Microfossils present in the traditional unit stratotypes have been exhaustively studied, and various schemes for correlation have been proposed. The LAD of Sphenolithus heteromorphus occurs just above the base of the Serravallian stratotype section, and this species (which marks the NN5/NN6 boundary) can be used to approximate the base of the stage (Rio and Fornaciari, 1994; Fornaciari et al., 1996). Rio and Fornaciari (1994) suggested that the base of the Tortonian be defined close to the FAD of the foraminifer Neogloboquadrina acostaensis, which occurs in the lower part of the stratotype section. The FCO of N. acostaensis occurs just before the FAD of Discoaster hamatus (the nannofossil marker for the NN8/NN9 boundary). The lower boundary of the Messinian Stage corresponds to the FAD of the foraminifer Globorotalia conomiozea. The nannofossil bioevent closest to this boundary is the FO of Amaurolithus primus.

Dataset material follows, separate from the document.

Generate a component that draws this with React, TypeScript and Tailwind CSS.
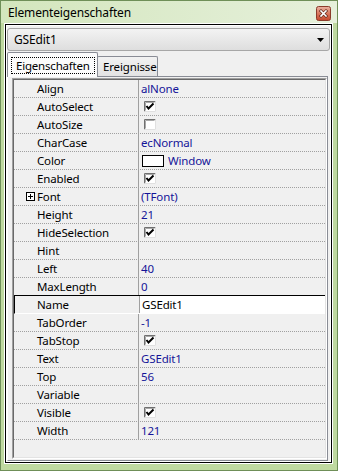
import React from 'react';

type Row = {
  name: string;
  value?: string;
  check?: boolean;
  color?: boolean;
  expand?: boolean;
  selected?: boolean;
};

const rows: Row[] = [
  { name: 'Align', value: 'alNone' },
  { name: 'AutoSelect', check: true },
  { name: 'AutoSize', check: false },
  { name: 'CharCase', value: 'ecNormal' },
  { name: 'Color', value: 'Window', color: true },
  { name: 'Enabled', check: true },
  { name: 'Font', value: '(TFont)', expand: true },
  { name: 'Height', value: '21' },
  { name: 'HideSelection', check: true },
  { name: 'Hint' },
  { name: 'Left', value: '40' },
  { name: 'MaxLength', value: '0' },
  { name: 'Name', value: 'GSEdit1', selected: true },
  { name: 'TabOrder', value: '-1' },
  { name: 'TabStop', check: true },
  { name: 'Text', value: 'GSEdit1' },
  { name: 'Top', value: '56' },
  { name: 'Variable' },
  { name: 'Visible', check: true },
  { name: 'Width', value: '121' },
];

function CloseButton() {
  return (
    <svg width="15" height="15" viewBox="0 0 15 15" className="mt-[5px]">
      <defs>
        <linearGradient id="cb" x1="0" y1="0" x2="0" y2="1">
          <stop offset="0" stopColor="#eab3a3" />
          <stop offset="0.5" stopColor="#d9775d" />
          <stop offset="1" stopColor="#c4472c" />
        </linearGradient>
      </defs>
      <rect x="0.5" y="0.5" width="14" height="14" rx="2" fill="url(#cb)" stroke="#8b3b2b" />
      <path d="M5 5 L10 10 M10 5 L5 10" stroke="#5a2418" strokeWidth="3" strokeLinecap="square" />
      <path d="M5 5 L10 10 M10 5 L5 10" stroke="#ffffff" strokeWidth="1.6" strokeLinecap="square" />
    </svg>
  );
}

function Check({ checked }: { checked: boolean }) {
  return (
    <svg width="12" height="11" viewBox="0 0 12 11" className="ml-[3px] shrink-0">
      <rect x="0" y="0" width="12" height="11" fill="#ffffff" />
      <path d="M0.5 10.5 V0.5 H11.5" stroke="#707070" fill="none" />
      <path d="M1.5 9.5 V1.5 H10.5" stroke="#a8a8a8" fill="none" />
      <path d="M0.5 10.5 H11.5 V0.5" stroke="#e0e0e0" fill="none" />
      {checked && (
        <path d="M2.5 5 L4.5 7.5 L9.5 2.5" stroke="#000000" strokeWidth="2" fill="none" />
      )}
    </svg>
  );
}

function PlusBox() {
  return (
    <svg width="9" height="9" viewBox="0 0 9 9" className="shrink-0">
      <rect x="0.5" y="0.5" width="8" height="8" fill="#ffffff" stroke="#000000" />
      <path d="M2 4.5 H7 M4.5 2 V7" stroke="#000000" />
    </svg>
  );
}

function PropRow({ row, next }: { row: Row; next?: Row }) {
  const bottom = next?.selected
    ? 'border-solid border-black'
    : row.selected
      ? 'border-solid border-white'
      : 'border-dotted border-[#a0a0a0]';
  return (
    <div className={`h-[18px] flex border-b ${bottom} ${row.selected ? 'border-l border-l-black' : ''}`}>
      <div
        className={`w-[125px] shrink-0 flex items-center border-r border-[#a0a0a0] ${
          row.expand ? 'pl-[12px]' : row.selected ? 'pl-[22px]' : 'pl-[23px]'
        }`}
      >
        {row.expand && <PlusBox />}
        <span className={`leading-[17px] ${row.expand ? 'ml-[2px]' : ''}`}>{row.name}</span>
      </div>
      <div
        className={`flex-1 flex items-center pl-[2px] ${
          row.selected ? 'bg-white text-black' : 'text-[#141498]'
        }`}
      >
        {row.check !== undefined && <Check checked={row.check} />}
        {row.color && (
          <span className="ml-[1px] w-[22px] h-[12px] border border-black bg-white shrink-0" />
        )}
        {row.value && (
          <span className={`leading-[17px] ${row.color ? 'ml-[4px]' : ''}`}>{row.value}</span>
        )}
      </div>
    </div>
  );
}

export default function App() {
  return (
    <div className="w-[338px] h-[471px] flex flex-col border border-[#6f8f58] bg-[#bfd9a0] font-['Noto_Sans',sans-serif] text-[11.5px] tracking-[-0.15px] text-black select-none">
      {/* Title bar */}
      <div className="h-[22px] shrink-0 flex items-start justify-between pl-[7px] pr-[6px] bg-gradient-to-r from-[#d3e6bd] to-[#e6f0db]">
        <span className="mt-[4px] leading-[16px] text-[12px]">Elementeigenschaften</span>
        <CloseButton />
      </div>

      {/* Client area */}
      <div className="flex-1 min-h-0 ml-[3px] mr-[4px] mb-[6px] border border-white">
        <div className="h-full border border-black">
          <div className="h-full border border-white bg-[#f0f0f0] flex flex-col">
            {/* Component selector */}
            <div className="mt-[2px] h-[23px] shrink-0 flex items-center justify-between pl-[6px] pr-[5px] rounded-[3px] border border-[#a7a7a7] bg-gradient-to-b from-[#f3f3f3] to-[#dedede]">
              <span className="leading-[16px] text-[12px]">GSEdit1</span>
              <svg width="7" height="4" viewBox="0 0 7 4">
                <path d="M0 0 H7 L3.5 4 Z" fill="#000000" />
              </svg>
            </div>

            {/* Tabs */}
            <div className="mt-[1px] h-[24px] shrink-0 flex items-end">
              <div className="relative z-10 -mb-px h-[25px] w-[91px] flex items-center border border-b-0 border-[#898c95] rounded-t-[2px] bg-[#fbfbfb]">
                <span className="ml-[3px] h-[17px] w-[84px] flex items-center pl-[4px] border border-dotted border-black leading-[15px] tracking-[-0.2px]">
                  Eigenschaften
                </span>
              </div>
              <div className="h-[20px] w-[61px] -ml-px flex items-center pl-[5px] border border-b-0 border-[#898c95] rounded-t-[2px] bg-gradient-to-b from-[#f2f2f2] to-[#e3e3e3] leading-[15px]">
                Ereignisse
              </div>
            </div>

            {/* Tab panel */}
            <div className="flex-1 min-h-0 mr-[2px] border border-[#898c95] border-l-white flex pl-[4px] py-[1px]">
              <div className="flex-1 border border-[#a0a0a0] border-r-white border-b-white">
                <div className="h-full border border-[#696969] border-r-[#e3e3e3] border-b-[#e3e3e3] bg-[#f0f0f0]">
                  {rows.map((row, i) => (
                    <PropRow key={row.name} row={row} next={rows[i + 1]} />
                  ))}
                </div>
              </div>
            </div>
          </div>
        </div>
      </div>
    </div>
  );
}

The Miocene/Pliocene Series boundary is based on an historic event—the reflooding of the Mediterranean and the return to normal marine conditions following the Messinian salinity crisis (Benson, 1995). By this definition, no single nannofossil biochronological event occurs at this series boundary. Indeed, Benson (1995) pointed out that no one has demonstrated any global stratigraphic event that correlates with the reflooding of the Mediterranean. In this study, we approximate the Miocene/Pliocene boundary using several FOs and LOs. The boundary is in Zone NN12 below the FO of Ceratolithus rugosus, the LO of C. acutus and the LcO of Helicosphaera intermedia, and just above the FO of C. acutus.

The re-establishment of normal marine conditions also defines the base of the lower Pliocene Zanclean Stage. The disappearance of the foraminifer Globorotalia margaritae occurs close to the base of the Piacenzian Stage stratotype. The LO (or sometimes the LCO of G. margaritae) has sometimes been taken as the marker for the lower boundary of the Piacenzian (e.g., Rio et al., 1984; Langereis and Hilgen, 1991). More recently, Rio et al. (1994) have shown the base of the Piacenzian to be at approximately the "LO" (temporary disappearance of Berggren et al. [1995b]) of G. puncticulata. This event occurs in lower NN16A. Using nannofossils, we can therefore only approximate the lower/middle Pliocene boundary at just above the LOs of Reticulofenestra pseudoumbilicus (>7 Ám) and Sphenolithus abies/S. neoabies.

Rio et al. (1994) proposed that the traditional two stage-two subseries Pliocene be expanded into three units, and this proposal has recently been accepted by the IUGS (Cita, 1996a, 1996b). The Zanclean Stage remains equivalent to the lower Pliocene, but the Piacenzian is now the middle Pliocene and a new stage, the Gelasian, is the upper Pliocene. The main rationale for establishing the Gelasian is that a smaller chronostratigraphic unit (i.e., the Gelasian) can be recognized and correlated globally, thus improving stratigraphic resolution for this interval. The base of the Gelasian lies just below the NN17/NN18 boundary (Rio et al., 1994).

The Pliocene/Pleistocene boundary has long been a controversial stratigraphic topic. The location of the best stratotype section, the position of the boundary within the various sections proposed, the events to be used for correlation, and even the very concept of what the "Pleistocene" should be have been debated (e.g., see Berggren, 1971; Berggren and Van Couvering, 1974; Rio et al., 1991; Berggren et al., 1995a). International agreement seems to have been achieved at last by acceptance of the Vrica section in Calabria, Italy, as the boundary stratotype section, and designation of the top of the laminated level "e" unit within this section as the base of the Pleistocene (Aguirre and Pasini, 1985). This GSSP lies approximately at the top of the Olduvai subchron (C2n), and has been dated at 1.83 Ma (Sprovieri, 1993), or 1.81 Ma (Berggren et al., 1995a). The nannofossil marker for the Pliocene/Pleistocene boundary, the FAD of Gephyrocapsa oceanica (>4.0 Ám), is slightly younger (1.75 Ma; Sprovieri, 1993) than the GSSP.

"Neogene" is a term long-used in the geological literature for the Miocene and Pliocene interval. Berggren et al. (1995a) have recently argued that the terms "Tertiary" and "Quaternary" should be discarded and replaced by "Paleogene" and "Neogene." In their treatment, the Paleogene would include the Paleocene, Eocene, and Oligocene Epochs/Series as before, but the Neogene would include the Miocene and Pliocene as well as the Pleistocene and Holocene Epochs/Series. In this study, we continue to use Neogene in its long-understood meaning—the interval comprising the Miocene and Pliocene.